# Dataset excerpt:
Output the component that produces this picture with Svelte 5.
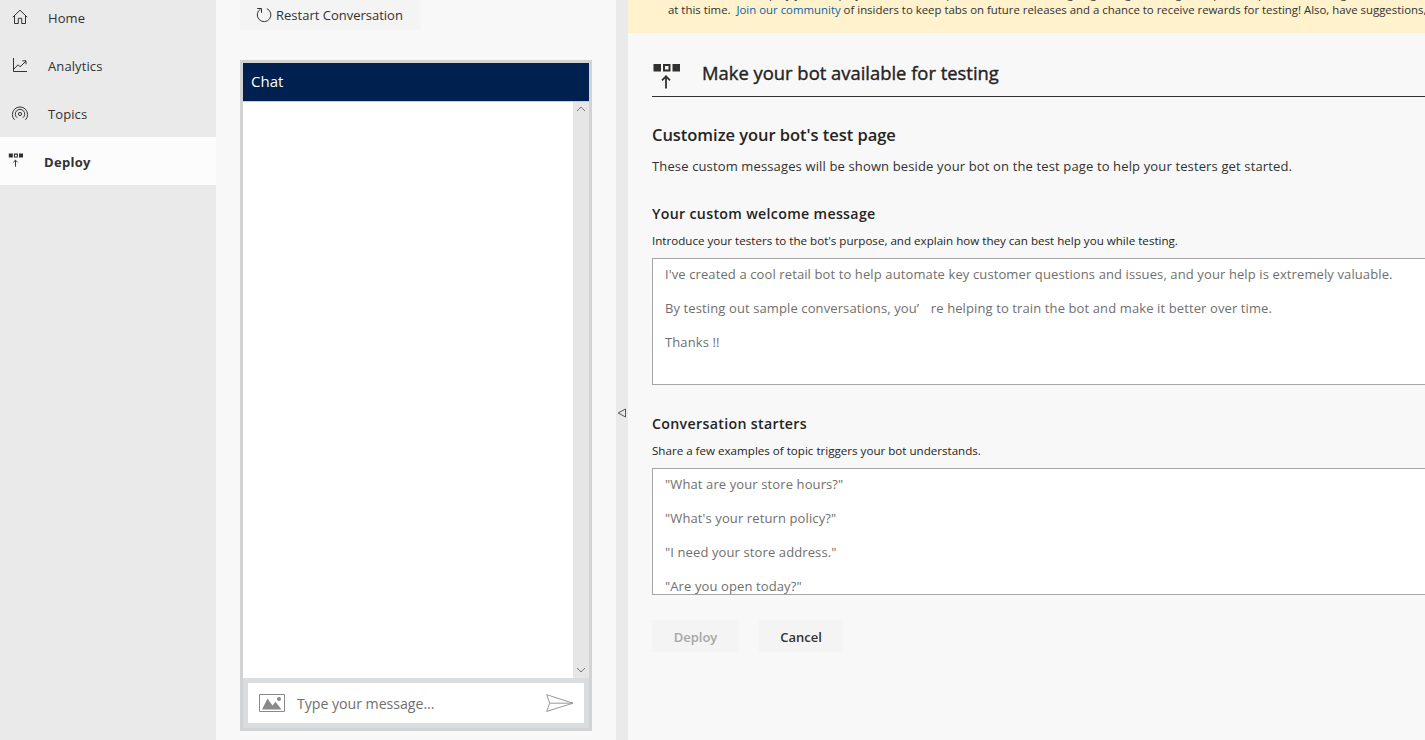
<script>
  const nav = [
    { label: 'Home', icon: 'home' },
    { label: 'Analytics', icon: 'chart' },
    { label: 'Topics', icon: 'topics' },
    { label: 'Deploy', icon: 'deploy', active: true }
  ];
  const welcome = "I've created a cool retail bot to help automate key customer questions and issues, and your help is extremely valuable.";
  const starters = ['"What are your store hours?"', '"What\'s your return policy?"', '"I need your store address."', '"Are you open today?"'];
</script>

{#snippet deployIcon(w, h)}
  <svg width={w} height={h} viewBox="0 0 28 26" fill="none" stroke="#323130">
    <path d="M1.5 1h7.5v7.5H1.5zM20.5 1H28v7.5h-7.5z" fill="#323130" stroke="none" />
    <path d="M12 2h5.5v5.5H12z" stroke-width="2" />
    <path d="M14 25.5V13.5M10 17.3l4-4 4 4" stroke-width="1.8" />
  </svg>
{/snippet}

<div class="app">
  <nav class="side">
    {#each nav as item}
      <div class="item" class:active={item.active}>
        <span class="ico">
          {#if item.icon === 'home'}
            <svg width="16" height="16" viewBox="0 0 16 16" fill="none" stroke="#333"><path d="M.8 8.2 8 1.2l7.2 7M2.5 7v7.5h3.8V9.3h3.4v5.2h3.8V7" /></svg>
          {:else if item.icon === 'chart'}
            <svg width="16" height="16" viewBox="0 0 16 16" fill="none" stroke="#333"><path d="M1.5 1v13.5H15M2 12l4-4.2 2 2 6-5.6M10.5 3.8H14v3.5" /></svg>
          {:else if item.icon === 'topics'}
            <svg class="wide" width="18" height="16" viewBox="0 0 18 16" fill="none" stroke="#333"><circle cx="9" cy="9" r="1.6" /><path d="M6.2 12.8a4.7 4.7 0 1 1 5.6 0M3.5 14.8a7.6 7.6 0 1 1 11 0" /></svg>
          {:else}
            {@render deployIcon(15, 14)}
          {/if}
        </span>
        <span class="label">{item.label}</span>
      </div>
    {/each}
  </nav>

  <section class="test">
    <button class="restart">
      <svg width="16" height="16" viewBox="0 0 16 16" fill="none" stroke="#333"><path d="M10.8 1.6A6.8 6.8 0 1 1 4.6 2M1.2 1.5h4.3v4.3" /></svg>
      <span>Restart Conversation</span>
    </button>
    <div class="chat">
      <header><span>Chat</span></header>
      <div class="log">
        <div class="track">
          <svg width="10" height="6" viewBox="0 0 10 6" fill="none" stroke="#777"><path d="M1 5l4-4 4 4" /></svg>
          <svg width="10" height="6" viewBox="0 0 10 6" fill="none" stroke="#777"><path d="M1 1l4 4 4-4" /></svg>
        </div>
      </div>
      <div class="compose">
        <div class="box">
          <svg width="26" height="18" viewBox="0 0 26 18"><path d="M.5.5h25v17H.5z" fill="none" stroke="#8a8a8a" /><path d="M3 15.5 8.5 4.5l5 7 3-3.8 6 7.8z" fill="#8a8a8a" /><circle cx="20" cy="5" r="2" fill="#8a8a8a" /></svg>
          <span class="hint">Type your message...</span>
          <svg width="28" height="18" viewBox="0 0 28 18" fill="none" stroke="#999"><path d="M.7.7 27 9.2.7 17.4l3-8.2zM3.7 9.2H27" /></svg>
        </div>
      </div>
    </div>
  </section>

  <div class="splitter">
    <svg width="10" height="10" viewBox="0 0 10 10" fill="none" stroke="#555"><path d="M1.2 5 8.5 1v8z" /></svg>
  </div>

  <main>
    <div class="banner">
      <p>You can't use or deploy your employee bot as it is in preview and still undergoing changes through our preview period, including its features</p>
      <p>at this time.&nbsp; <a href="#community">Join our community</a> of insiders to keep tabs on future releases and a chance to receive rewards for testing! Also, have suggestions,</p>
    </div>
    <div class="content">
      <div class="title">{@render deployIcon(28, 26)}<h1>Make your bot available for testing</h1></div>
      <h2>Customize your bot's test page</h2>
      <p class="lead">These custom messages will be shown beside your bot on the test page to help your testers get started.</p>
      <h3>Your custom welcome message</h3>
      <p class="small">Introduce your testers to the bot's purpose, and explain how they can best help you while testing.</p>
      <div class="area">
        <p>{welcome}</p>
        <p>By testing out sample conversations, you<i>’</i>re helping to train the bot and make it better over time.</p>
        <p>Thanks !!</p>
      </div>
      <h3 class="second">Conversation starters</h3>
      <p class="small">Share a few examples of topic triggers your bot understands.</p>
      <div class="area">
        {#each starters as s}<p>{s}</p>{/each}
      </div>
      <div class="actions"><button class="off">Deploy</button><button>Cancel</button></div>
    </div>
  </main>
</div>

<style>
  :global(body) { margin: 0; overflow: hidden; }
  .app { display: flex; width: 1425px; height: 740px; overflow: hidden; background: #f8f8f8; color: #323130; font: 13px "Open Sans", "Noto Sans", sans-serif; }
  .app :global(*) { box-sizing: border-box; }
  p, h1, h2, h3 { margin: 0; white-space: nowrap; }
  svg { display: block; flex: none; }
  button { font: inherit; color: inherit; border: 0; background: #f4f4f4; padding: 0; }
  .side { width: 216px; background: #eaeaea; flex: none; margin-top: -7px; }
  .item { height: 48px; display: flex; align-items: center; padding-left: 11px; }
  .ico { width: 37px; display: flex; }
  .ico svg { margin-left: 1px; }
  .ico .wide { margin-left: 0; }
  .label { padding-top: 2px; letter-spacing: .1px; }
  .active { background: #fcfcfc; font-weight: 700; padding-left: 7px; }
  .active .ico svg { margin-left: 1px; margin-top: -2px; }
  .active .label { letter-spacing: .3px; }
  .test { width: 400px; flex: none; padding-left: 24px; }
  .restart { width: 181px; height: 30px; display: flex; align-items: center; padding-left: 16px; gap: 4px; }
  .chat { margin-top: 30px; width: 352px; height: 671px; border: 3px solid #d2d3d4; display: flex; flex-direction: column; }
  header { height: 38px; background: #00204f; color: #fff; font-size: 15px; line-height: 37px; padding-left: 8px; }
  .log { flex: 1; background: #fff; display: flex; justify-content: flex-end; border-top: 1px solid #ccc; }
  .track { width: 16px; background: #e6e6e6; display: flex; flex-direction: column; justify-content: space-between; padding: 4px 3px 5px; }
  .compose { height: 50px; background: #d9dde0; padding: 5px; }
  .box { height: 40px; background: #fff; display: flex; align-items: center; padding: 0 10px 0 11px; }
  .hint { flex: 1; padding-left: 12px; font-size: 14.2px; letter-spacing: -.05px; color: #6f6f6f; }
  .splitter { width: 12px; background: #eaeaea; flex: none; display: flex; align-items: center; padding: 86px 0 0 1px; }
  main { flex: 1; min-width: 0; }
  .banner { height: 33px; background: #fff2cc; overflow: hidden; padding-left: 40px; font-size: 11.4px; line-height: 16px; display: flex; flex-direction: column; justify-content: flex-end; padding-bottom: 15px; }
  a { color: #0b63a5; text-decoration: none; }
  .content { padding-left: 24px; }
  .title { height: 64px; border-bottom: 1px solid #323130; display: flex; padding-top: 30px; gap: 22px; }
  h1 { font-size: 18.4px; line-height: 20px; font-weight: 400; -webkit-text-stroke: .4px; color: #252423; }
  h2 { font-size: 16.5px; line-height: 24px; font-weight: 600; letter-spacing: -.04px; margin-top: 26px; color: #252423; }
  .lead { line-height: 20px; margin-top: 9px; letter-spacing: .137px; }
  h3 { font-size: 14.2px; line-height: 20px; font-weight: 600; letter-spacing: .32px; margin-top: 28px; color: #252423; }
  .small { font-size: 11.6px; line-height: 16px; margin-top: 9px; color: #252423; }
  .area { height: 127px; margin-top: 9px; border: 1px solid #a6a6a6; border-right: 0; background: #fff; padding: 7px 12px; overflow: hidden; color: #706f6e; letter-spacing: .11px; }
  .area p { line-height: 17px; margin-bottom: 17px; }
  .area i { font-style: normal; display: inline-block; width: 14px; }
  .second { margin-top: 29px; }
  .actions { display: flex; gap: 20px; margin-top: 25px; font-weight: 600; }
  .actions button { width: 84px; height: 32px; padding-top: 2px; }
  .actions .off { width: 87px; color: #a6a6a6; }
</style>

# Goal of the exercise:
Lines containing the word "this" are to be tallied; report only the total.

# Written answer:
2